Buena parte de las lavanderas de Valladolid ejercían su trabajo en la ribera del Pisuerga. Conservamos fotografías de mujeres arrodillas junto al Puente Mayor o en el entorno de la plaza de Tenerías, dos de los enclaves donde fue típica la imagen de la lavandera. También sirvió para este cometido el Esgueva en cualquiera de sus ramales.

Quienes se lo podían permitir tenían la opción de acceder, previo pago, a los lavaderos particulares de uso público. Los hubo que gozaron de tanta fama como el Lavadero de Higinio Mangas (en la actual calle Padre Claret). Otros se ubicaron en lo que hoy es la calle de Cervantes, en el actual ‘edificio Telefónica’ de La Pilarica o en la plaza de las Tenerías.

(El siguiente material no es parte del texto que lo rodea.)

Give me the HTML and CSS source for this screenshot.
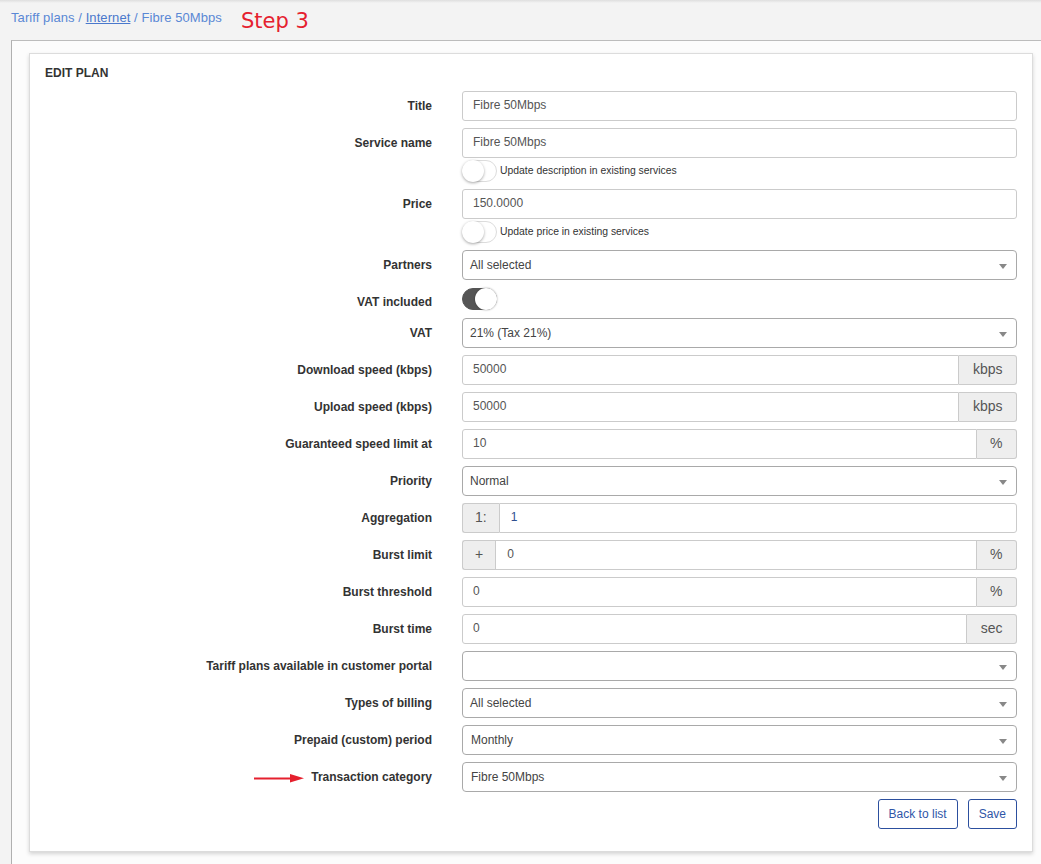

Si bien las fotografías de las que disponemos nos muestran su duro trabajo desde finales del siglo XIX, encontramos otras referencias anteriores a este antiquísimo oficio, algunas tan curiosas como las ordenanzas recopiladas por el regidor de la villa Juan Mosquera de Molina, en el siglo XVI, que prohibían así el apaleamiento de la ropa:
Ordenamos y mandamos, que ninguna muger, que por dineros lavare ropa de otras personas, no la pueda apalear por hacerlo con menos trabajo, aunque digan que la ropa es suya; porque a permitirse, sería en daño de la república, por razón que la ropa apaleada se rompe, y dura mucho menos que la que se lavare a manos, so pena que por cada vez que lo contrario hicieren, paguen cien maravedís, y por la tercera vez no puedan usar de ahí adelante en esta villa del dicho oficio de Lavanderas; la cual dicha pena sea repartida en la manera ya dicha.